Au bout des doigts nous avons aujourd’hui le synopsis, j’en prends connaissance, et visionne la scène finale qui me saisit mais à laquelle je ne crois pas. Ne me dit plus rien. Aurais-je ? N’ai-je pas ? La réalité individuelle traverse les déserts sans les toucher ni les faire bouger. Il aurait observé, en 2013, à près de nonante ans, que la vie est une immense, « one big », fantasmagorie. Chanteur de blues avec Bob Dylan et dans une terrible scène en 1967, homme, femme, en prison, à l’heure des visites, avec Paul Newman. Un superbe chant qui ne semble pas mentir, simple et tenace. Le blues ne pleure pas et ne s’inscrit que dans les réalités fantasmées. Que n’avais-je perçu les promesses de Paris, Texas et l’insipidité des fausses notes dans les chants d’espoir. Je voulais profiter de l’occasion pour reparler de Bob Dylan.

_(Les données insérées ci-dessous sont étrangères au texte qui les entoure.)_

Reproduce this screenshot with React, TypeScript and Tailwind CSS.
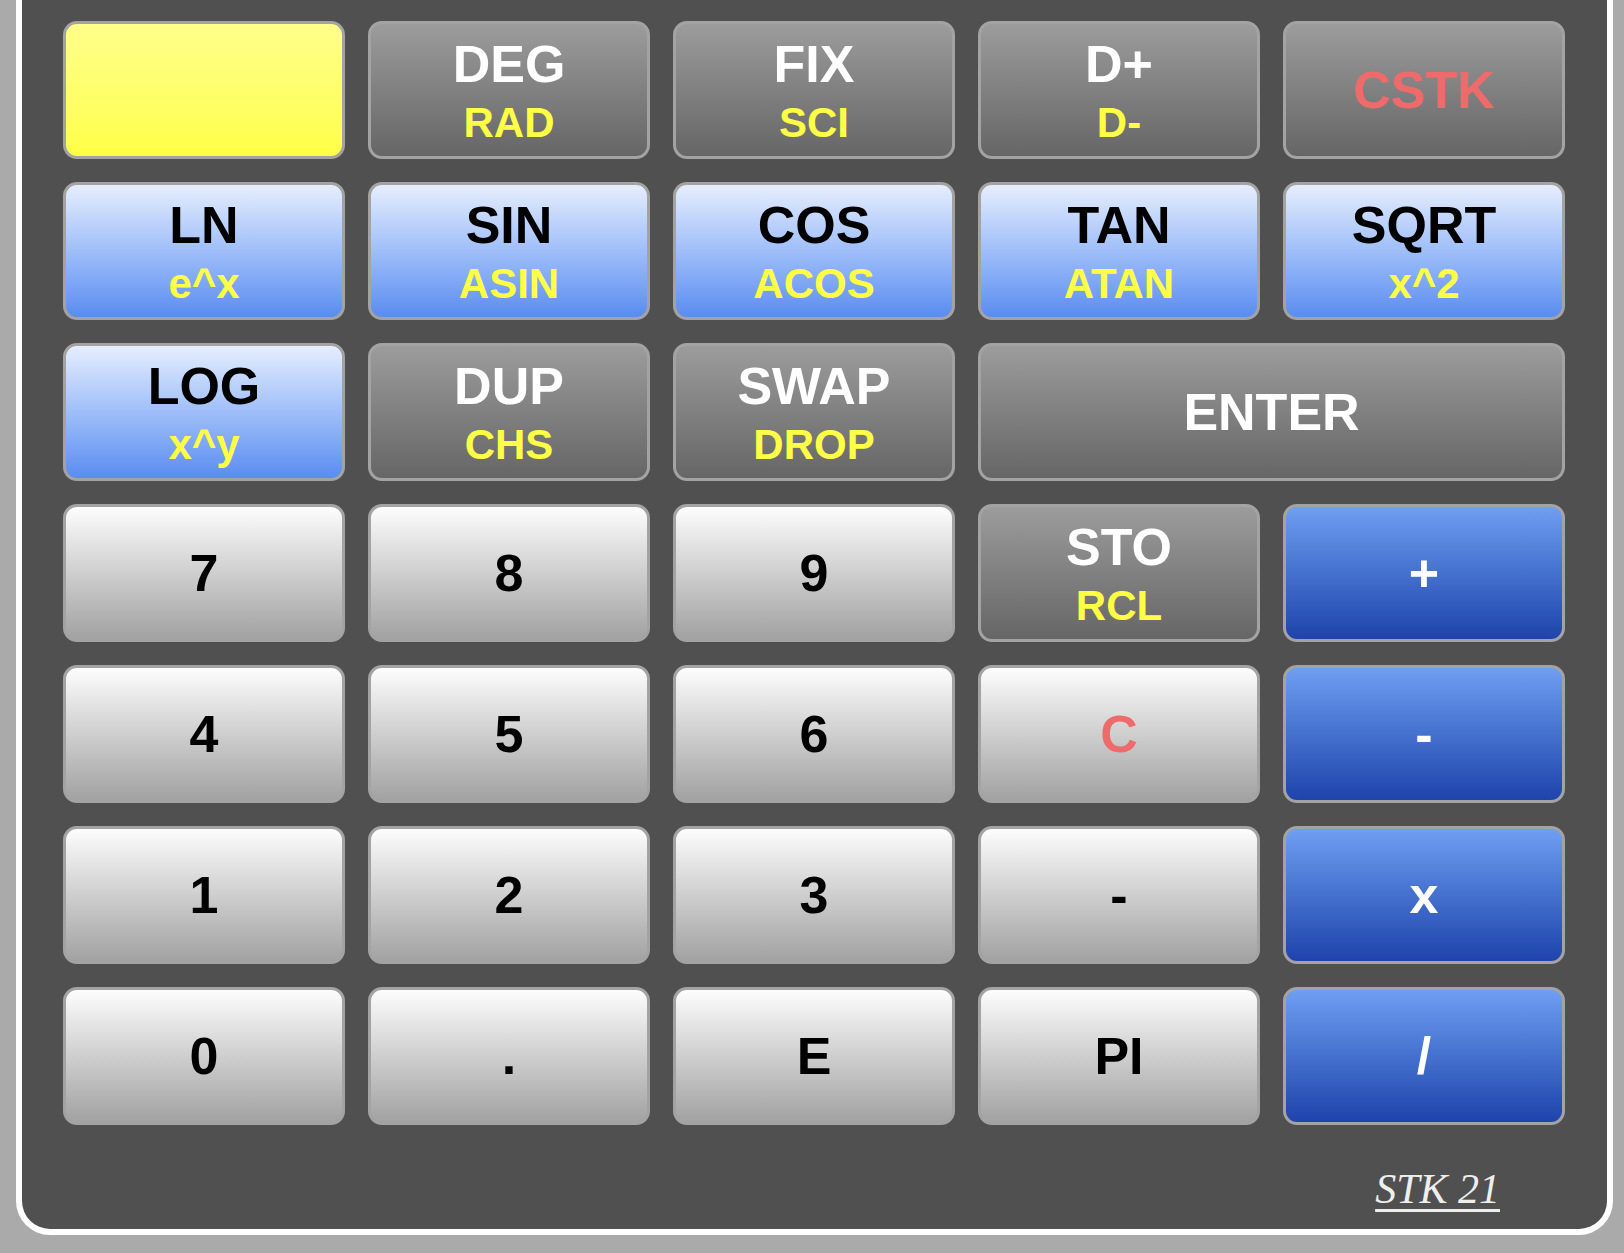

Dans une séquence, on le voit se rendre derrière la scène et revenir avec un harmonica pour entamer un chant juif avec deux guitaristes dont Harry Dean Stanton.

 

Cette langueur d’amnésique lucide et son regard foulé aux pieds des roches désertiques dans une quête amoureuse qu’il a toujours sue vaine et dont il aime ne pas se souvenir. Le film, trente-quatre ans plus tard. Non, ce n’est pas le désert mais c’est vrai qu’il n’y avait rien. Au-devant de soi, l’amour. Aucune mémoire ne saura parler d’elle. J’étais entre deux quand j’ai vu le film. Mondes, états de veille, de lucidité, culture, perception, entre la volonté de croire et celle d’attendre que l’extatique connaissance vienne. J’ai franchi quelques vallées de vie, gardé en moi les images et la musique, involontairement, le visage de la femme, et me suis perdu dans ces actualités factuelles, leur vacuité. Ces cordes qui tremblent dans ma mémoire longtemps après avoir défié ce que je nommais à tort, intimement, d’un mot emprunté à des géants, mangeurs d’étoiles: espérance . Celle d’autrui, très réduite, portion congrue, du type qui marchait dans la lumière, les roches et les sables. A l’écran. Rien n’est proposé que l’infinité des écrans.

 

Veille, extinction, désastre et nouvelles images. Paris, Texas au cinéma et après-coup, dans les arrière- boutiques de qui aura assisté à la projection, au déroulement, à la représentation, défilement du réel mal embarqué, de visage triste à coeur joyeux.  J’y étais et j’en suis. Aide à se souvenir sans avoir à se rappeler. Toute une vie sub-désertique qui nous fait marcher. Avec, à la clef,  derrière le soleil, une histoire d’amour.

 

Genève, 16 et 17 septembre 2017. Un article ici, des visionnements là, et le projecteur se mit en marche.